I had booked my flight over to Leeds through Microsoft's Expedia site.  It was pretty easy to do and the tickets came to my house in the US and I was able to pick them up while I was home in early May.  I think I probably used Expedia because I like to use their maps on my pages.  

Map of England - Area of interest in the north (Leeds) is highlighted in yellow

Maps by Expedia.com Travel


Anyway, the flight was on Sabena - a Belgian airline - and connected through Brussels.   My impression of Sabena was very favorable.  Nice Airbus planes, good food, leather seats.  I am not the best travel critic because US Airways is my only comparison.


David picked me up at the Leeds/Bradford airport and I got my first experience in a right-hand drive car.   It is so strange to be in the 'driver's seat' and be the passenger.  Not to mention driving on the left side of the road.  Throughout the weekend I found myself being constantly startled when I would be looking around at the countryside and then turning my glance back toward oncoming traffic.  A little panic every time. 

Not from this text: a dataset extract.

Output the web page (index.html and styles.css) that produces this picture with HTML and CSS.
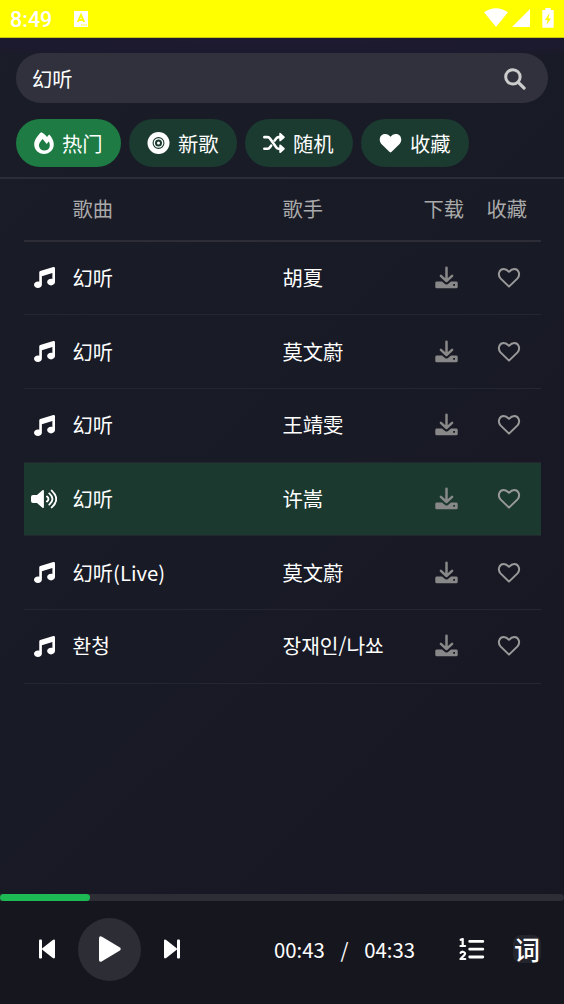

On Saturday morning we set out for York.  York is a famous historic city in England, almost 2000 years old.   We visited the York Minster cathedral first.  It is a huge old church that has a really beautiful interior and stained glass windows.   We walked up to the top and had a look down on York and the Roman wall surrounding it.  After York Minster it was time for a coffee at Starbucks.  While Starbucks hasn't spread all through Europe yet, it seems to have established a good presence in England - we saw 3 shops in York alone.

You know those expressions like '...in a shambles.' ?  The Shambles is actually a street in York and that's where the term comes from.  The buildings are crooked and lean towards the middle of the street giving the street a haphazard appearance.

My first experience in a pub was a place called the Royal Oak.  We sat in a nice room that was very comfortable and made you feel like you were in someone's den or library.   In the pubs, you go to the bar to order your beer and food and pay right then.  No tipping in England.  Then the bartender will pour (or pull) your beer.  The food is delivered to your table sometime later.  Here I learned about 'hand-pulled' beer.  This is where the tap is actually a pump and the beer is pulled from the keg rather than flowing from the tap under pressure.   I had a pint of Boddingtons and a pint of Tetleys after which I was ready for a nap.

After lunch, we walked around York on top of the Roman wall - not all that fun but helped wear the beer off.  After that we went to an exhibit called Jorvik.  Jorvik is like a 'historical fun-house' where you ride backwards through history back to when the Vikings were in York, complete with authentic smells.  I'm glad we didn't go directly after lunch.  It also demonstrates the archeological processes they've gone through to discover all the stuff that makes the exhibit possible. 

That evening, David took me to a town called Haworth where the Bronte sisters lived.  We walked up to the museum and in the graveyard behind the church.  Even though it was still daylight, there was a spooky effect with the crows flying around and making lots of noise.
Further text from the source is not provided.